What you have to do: Your task is to reproduce word for word the lines running from the line containing "Write a component" to the line containing "const [variant, setVariant]", inclusive. Nothing else belongs in the answer.
-- start of Material for the task --
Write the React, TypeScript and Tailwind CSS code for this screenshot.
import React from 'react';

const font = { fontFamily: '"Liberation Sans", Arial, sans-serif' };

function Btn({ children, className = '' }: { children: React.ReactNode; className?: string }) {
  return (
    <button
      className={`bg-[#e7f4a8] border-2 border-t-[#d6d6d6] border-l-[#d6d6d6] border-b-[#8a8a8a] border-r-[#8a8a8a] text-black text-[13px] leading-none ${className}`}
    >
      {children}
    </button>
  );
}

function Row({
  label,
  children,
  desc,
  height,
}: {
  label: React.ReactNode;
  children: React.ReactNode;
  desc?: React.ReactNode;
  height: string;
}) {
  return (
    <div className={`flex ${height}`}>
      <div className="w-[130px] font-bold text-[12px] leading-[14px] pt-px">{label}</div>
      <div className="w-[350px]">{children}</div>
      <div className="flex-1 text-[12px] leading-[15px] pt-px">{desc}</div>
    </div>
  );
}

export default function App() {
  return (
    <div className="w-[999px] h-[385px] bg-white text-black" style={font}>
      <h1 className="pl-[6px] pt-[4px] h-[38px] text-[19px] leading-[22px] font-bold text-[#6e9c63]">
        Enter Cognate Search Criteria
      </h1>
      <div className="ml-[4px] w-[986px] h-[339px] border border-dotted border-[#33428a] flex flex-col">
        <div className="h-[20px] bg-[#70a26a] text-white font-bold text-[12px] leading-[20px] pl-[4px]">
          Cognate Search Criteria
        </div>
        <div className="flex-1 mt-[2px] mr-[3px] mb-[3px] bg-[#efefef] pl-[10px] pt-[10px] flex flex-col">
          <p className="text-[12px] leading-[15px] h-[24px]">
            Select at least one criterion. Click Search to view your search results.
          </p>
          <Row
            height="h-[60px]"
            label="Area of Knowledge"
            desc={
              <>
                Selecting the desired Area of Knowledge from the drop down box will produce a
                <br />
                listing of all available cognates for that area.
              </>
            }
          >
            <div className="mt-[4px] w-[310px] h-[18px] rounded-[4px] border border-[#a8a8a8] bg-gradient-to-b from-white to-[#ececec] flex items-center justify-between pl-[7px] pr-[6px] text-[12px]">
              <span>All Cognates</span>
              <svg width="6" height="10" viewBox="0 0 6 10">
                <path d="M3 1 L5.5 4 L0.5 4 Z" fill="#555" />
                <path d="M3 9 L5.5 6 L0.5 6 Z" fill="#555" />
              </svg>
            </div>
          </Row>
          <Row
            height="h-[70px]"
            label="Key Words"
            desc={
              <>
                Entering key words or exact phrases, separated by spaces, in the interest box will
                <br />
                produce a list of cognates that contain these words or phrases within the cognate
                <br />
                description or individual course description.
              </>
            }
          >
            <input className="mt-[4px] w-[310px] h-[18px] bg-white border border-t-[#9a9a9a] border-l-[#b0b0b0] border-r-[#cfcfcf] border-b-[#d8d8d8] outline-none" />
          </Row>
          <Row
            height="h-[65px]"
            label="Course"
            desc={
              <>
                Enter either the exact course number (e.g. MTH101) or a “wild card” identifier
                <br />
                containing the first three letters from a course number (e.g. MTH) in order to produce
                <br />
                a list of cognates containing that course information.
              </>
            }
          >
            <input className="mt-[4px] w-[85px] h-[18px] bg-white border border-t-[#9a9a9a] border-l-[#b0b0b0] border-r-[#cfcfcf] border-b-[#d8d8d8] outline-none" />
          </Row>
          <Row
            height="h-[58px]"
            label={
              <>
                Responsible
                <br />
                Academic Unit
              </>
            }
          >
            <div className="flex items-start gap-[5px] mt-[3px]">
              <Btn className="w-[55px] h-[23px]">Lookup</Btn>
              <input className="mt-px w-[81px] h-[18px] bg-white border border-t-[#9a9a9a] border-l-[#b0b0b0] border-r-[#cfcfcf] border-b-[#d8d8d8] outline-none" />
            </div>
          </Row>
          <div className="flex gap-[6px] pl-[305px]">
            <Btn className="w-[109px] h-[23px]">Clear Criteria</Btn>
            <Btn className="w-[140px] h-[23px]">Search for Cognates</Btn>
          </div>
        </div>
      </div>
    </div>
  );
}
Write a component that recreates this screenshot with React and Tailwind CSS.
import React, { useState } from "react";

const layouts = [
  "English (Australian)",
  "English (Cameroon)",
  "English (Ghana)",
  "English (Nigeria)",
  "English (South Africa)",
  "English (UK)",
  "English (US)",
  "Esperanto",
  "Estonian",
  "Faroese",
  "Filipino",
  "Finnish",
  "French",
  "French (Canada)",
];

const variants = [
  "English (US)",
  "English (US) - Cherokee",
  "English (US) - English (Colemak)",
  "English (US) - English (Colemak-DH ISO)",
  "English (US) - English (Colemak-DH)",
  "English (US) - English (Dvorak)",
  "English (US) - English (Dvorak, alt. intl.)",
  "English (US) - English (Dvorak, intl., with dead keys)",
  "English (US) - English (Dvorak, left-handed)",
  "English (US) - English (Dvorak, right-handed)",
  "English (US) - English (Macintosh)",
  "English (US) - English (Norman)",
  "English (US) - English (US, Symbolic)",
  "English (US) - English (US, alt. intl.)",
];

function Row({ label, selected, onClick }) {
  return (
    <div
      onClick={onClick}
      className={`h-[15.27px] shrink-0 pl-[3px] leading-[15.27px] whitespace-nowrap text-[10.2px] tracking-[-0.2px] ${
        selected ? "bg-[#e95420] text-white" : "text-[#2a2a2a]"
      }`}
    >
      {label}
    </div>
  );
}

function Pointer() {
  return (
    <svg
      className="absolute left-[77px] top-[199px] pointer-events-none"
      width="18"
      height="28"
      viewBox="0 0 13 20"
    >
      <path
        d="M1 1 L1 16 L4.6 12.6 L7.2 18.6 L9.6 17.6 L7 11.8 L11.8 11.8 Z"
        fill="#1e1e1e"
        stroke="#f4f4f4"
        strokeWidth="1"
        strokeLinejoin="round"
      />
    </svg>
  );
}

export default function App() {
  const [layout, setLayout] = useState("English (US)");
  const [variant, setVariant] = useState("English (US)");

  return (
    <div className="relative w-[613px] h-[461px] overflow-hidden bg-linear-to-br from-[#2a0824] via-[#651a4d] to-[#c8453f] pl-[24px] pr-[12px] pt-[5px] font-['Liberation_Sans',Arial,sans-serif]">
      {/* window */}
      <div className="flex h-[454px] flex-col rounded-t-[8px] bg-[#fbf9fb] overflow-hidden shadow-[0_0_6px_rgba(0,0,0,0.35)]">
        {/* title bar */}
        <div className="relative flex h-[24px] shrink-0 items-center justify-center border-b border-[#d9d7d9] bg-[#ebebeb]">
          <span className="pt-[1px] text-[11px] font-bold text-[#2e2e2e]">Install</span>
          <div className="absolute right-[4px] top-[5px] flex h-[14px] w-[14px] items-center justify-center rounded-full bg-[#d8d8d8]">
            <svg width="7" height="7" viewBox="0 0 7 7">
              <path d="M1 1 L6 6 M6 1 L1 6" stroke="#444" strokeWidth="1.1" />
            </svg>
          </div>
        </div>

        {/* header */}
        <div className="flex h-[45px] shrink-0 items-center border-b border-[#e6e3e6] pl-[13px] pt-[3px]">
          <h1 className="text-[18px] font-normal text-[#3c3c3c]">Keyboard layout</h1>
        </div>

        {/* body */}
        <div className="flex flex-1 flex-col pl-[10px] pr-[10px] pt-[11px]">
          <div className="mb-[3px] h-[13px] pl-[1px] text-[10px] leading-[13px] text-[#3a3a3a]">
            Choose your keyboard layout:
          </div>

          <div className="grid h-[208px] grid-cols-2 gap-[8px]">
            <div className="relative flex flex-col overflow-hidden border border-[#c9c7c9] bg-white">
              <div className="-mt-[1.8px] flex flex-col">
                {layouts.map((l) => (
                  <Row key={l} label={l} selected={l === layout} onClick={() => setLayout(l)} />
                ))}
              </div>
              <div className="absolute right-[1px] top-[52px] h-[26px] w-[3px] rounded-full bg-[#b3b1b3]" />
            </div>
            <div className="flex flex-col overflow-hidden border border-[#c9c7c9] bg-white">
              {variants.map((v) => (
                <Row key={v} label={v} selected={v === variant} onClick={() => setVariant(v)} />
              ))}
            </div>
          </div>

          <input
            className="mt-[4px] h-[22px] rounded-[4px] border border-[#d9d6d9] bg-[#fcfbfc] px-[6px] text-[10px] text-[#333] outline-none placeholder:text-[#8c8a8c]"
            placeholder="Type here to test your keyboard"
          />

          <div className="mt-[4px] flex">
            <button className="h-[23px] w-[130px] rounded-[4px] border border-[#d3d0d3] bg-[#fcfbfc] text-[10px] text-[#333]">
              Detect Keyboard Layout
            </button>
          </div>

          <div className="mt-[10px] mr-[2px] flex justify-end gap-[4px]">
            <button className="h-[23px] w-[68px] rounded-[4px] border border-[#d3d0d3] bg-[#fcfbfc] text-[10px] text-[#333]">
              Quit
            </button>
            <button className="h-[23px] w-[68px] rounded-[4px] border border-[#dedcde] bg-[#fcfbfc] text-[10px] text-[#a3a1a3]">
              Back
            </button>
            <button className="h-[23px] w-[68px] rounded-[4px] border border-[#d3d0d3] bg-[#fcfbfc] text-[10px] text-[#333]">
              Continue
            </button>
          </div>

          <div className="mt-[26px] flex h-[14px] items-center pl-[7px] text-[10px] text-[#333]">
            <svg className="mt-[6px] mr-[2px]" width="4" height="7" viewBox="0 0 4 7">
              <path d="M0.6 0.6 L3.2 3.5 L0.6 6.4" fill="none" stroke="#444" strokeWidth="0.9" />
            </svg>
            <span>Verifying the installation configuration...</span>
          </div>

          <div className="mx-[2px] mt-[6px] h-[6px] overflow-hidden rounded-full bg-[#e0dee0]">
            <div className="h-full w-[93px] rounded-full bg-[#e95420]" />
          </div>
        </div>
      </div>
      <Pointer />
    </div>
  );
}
-- end of Material for the task --
The result:
Write a component that recreates this screenshot with React and Tailwind CSS.
import React, { useState } from "react";

const layouts = [
  "English (Australian)",
  "English (Cameroon)",
  "English (Ghana)",
  "English (Nigeria)",
  "English (South Africa)",
  "English (UK)",
  "English (US)",
  "Esperanto",
  "Estonian",
  "Faroese",
  "Filipino",
  "Finnish",
  "French",
  "French (Canada)",
];

const variants = [
  "English (US)",
  "English (US) - Cherokee",
  "English (US) - English (Colemak)",
  "English (US) - English (Colemak-DH ISO)",
  "English (US) - English (Colemak-DH)",
  "English (US) - English (Dvorak)",
  "English (US) - English (Dvorak, alt. intl.)",
  "English (US) - English (Dvorak, intl., with dead keys)",
  "English (US) - English (Dvorak, left-handed)",
  "English (US) - English (Dvorak, right-handed)",
  "English (US) - English (Macintosh)",
  "English (US) - English (Norman)",
  "English (US) - English (US, Symbolic)",
  "English (US) - English (US, alt. intl.)",
];

function Row({ label, selected, onClick }) {
  return (
    <div
      onClick={onClick}
      className={`h-[15.27px] shrink-0 pl-[3px] leading-[15.27px] whitespace-nowrap text-[10.2px] tracking-[-0.2px] ${
        selected ? "bg-[#e95420] text-white" : "text-[#2a2a2a]"
      }`}
    >
      {label}
    </div>
  );
}

function Pointer() {
  return (
    <svg
      className="absolute left-[77px] top-[199px] pointer-events-none"
      width="18"
      height="28"
      viewBox="0 0 13 20"
    >
      <path
        d="M1 1 L1 16 L4.6 12.6 L7.2 18.6 L9.6 17.6 L7 11.8 L11.8 11.8 Z"
        fill="#1e1e1e"
        stroke="#f4f4f4"
        strokeWidth="1"
        strokeLinejoin="round"
      />
    </svg>
  );
}

export default function App() {
  const [layout, setLayout] = useState("English (US)");
  const [variant, setVariant] = useState("English (US)");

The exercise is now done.